Klinsmann also mentioned he had made a similar decision about Oliver Kahn at WC 2006. But it was only when I read “Das Reboot” by Raphael Honigstein that I realized there was a darker side to Klinsmann’s decisions.
When Jurgen took over the German NT for WC 2006, GK Oliver Kahn was the biggest name on the team, maybe the best known active German footballer in the world. Jurgen came in and deposed Kahn, announced there was a GK competition, and sat Kahn on the bench in favor of Jens Lehmann. The result? Klinsmann became the face of the team. When I went to WC 2006, I noticed that Klinsmann was always on the front page of all the German newspapers. At the time, I thought that was a little curious, that the coach had a higher profile than the players.
Building up to WC 2014, all the USSoccer posters showed basically 2 people: Landon and Clint Dempsey. So by booting Landon off the WC 2014 roster, once again Jurgen made himself the face of the team. Posters were remade with Dempsey and I think GK Tim Howard, and all the media coverage focused on Klinsmann.

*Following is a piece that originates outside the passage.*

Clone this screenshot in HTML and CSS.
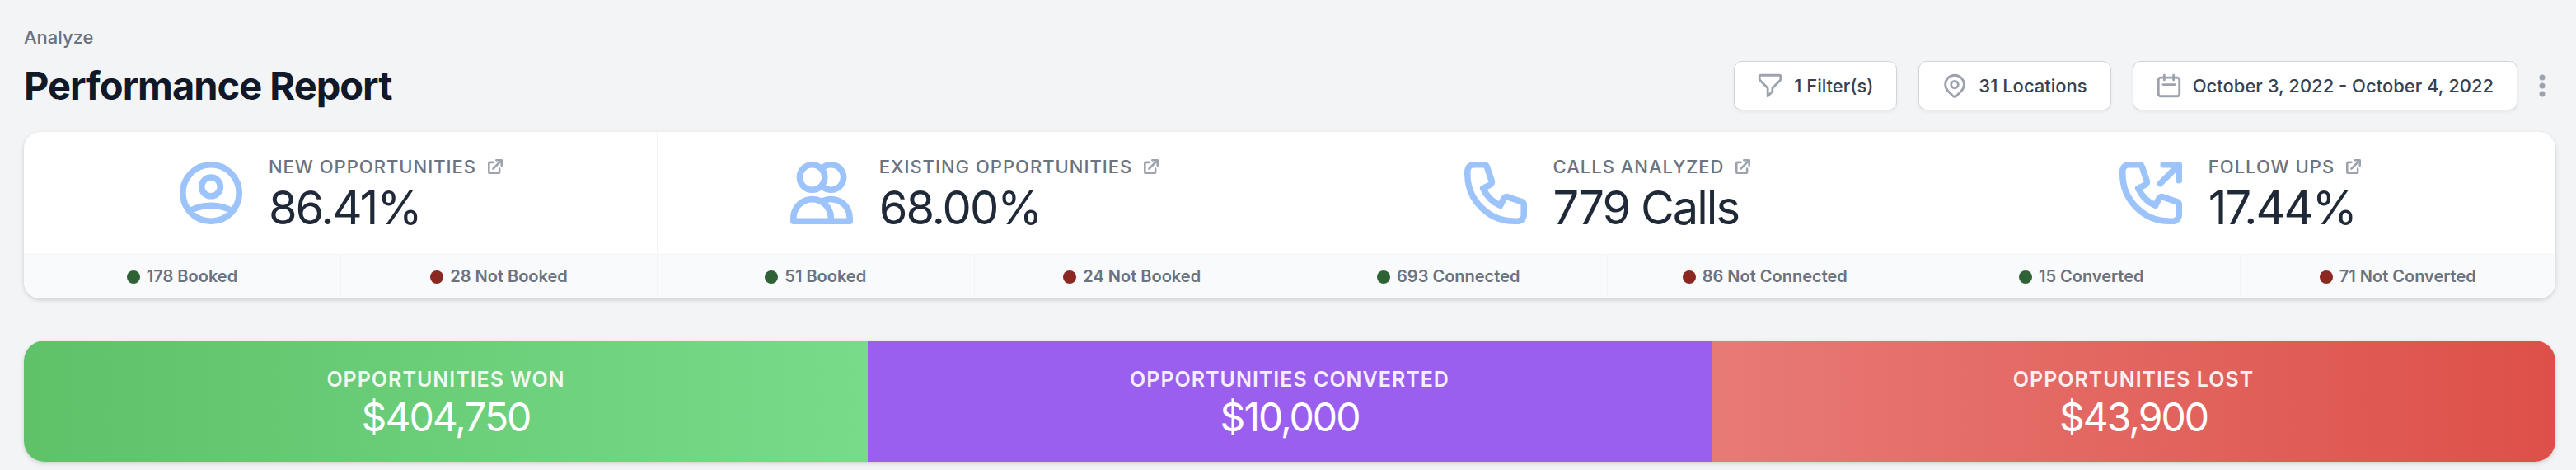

It was infuriating to realize that Klinsmann had done the dirty deed twice, and that Sunil Gulati had not had the foresight to see this pattern and/or had not had the balls to stand up to the coach he had hired. That Gulati allowed Klinsmann to cut America’s best soccer player probably ended up being a key contributor to USMNT’s failure to qualify for WC 2018. Because bad things happen when you let a complete narcissist run the zoo (see Donald Trump). Rant over.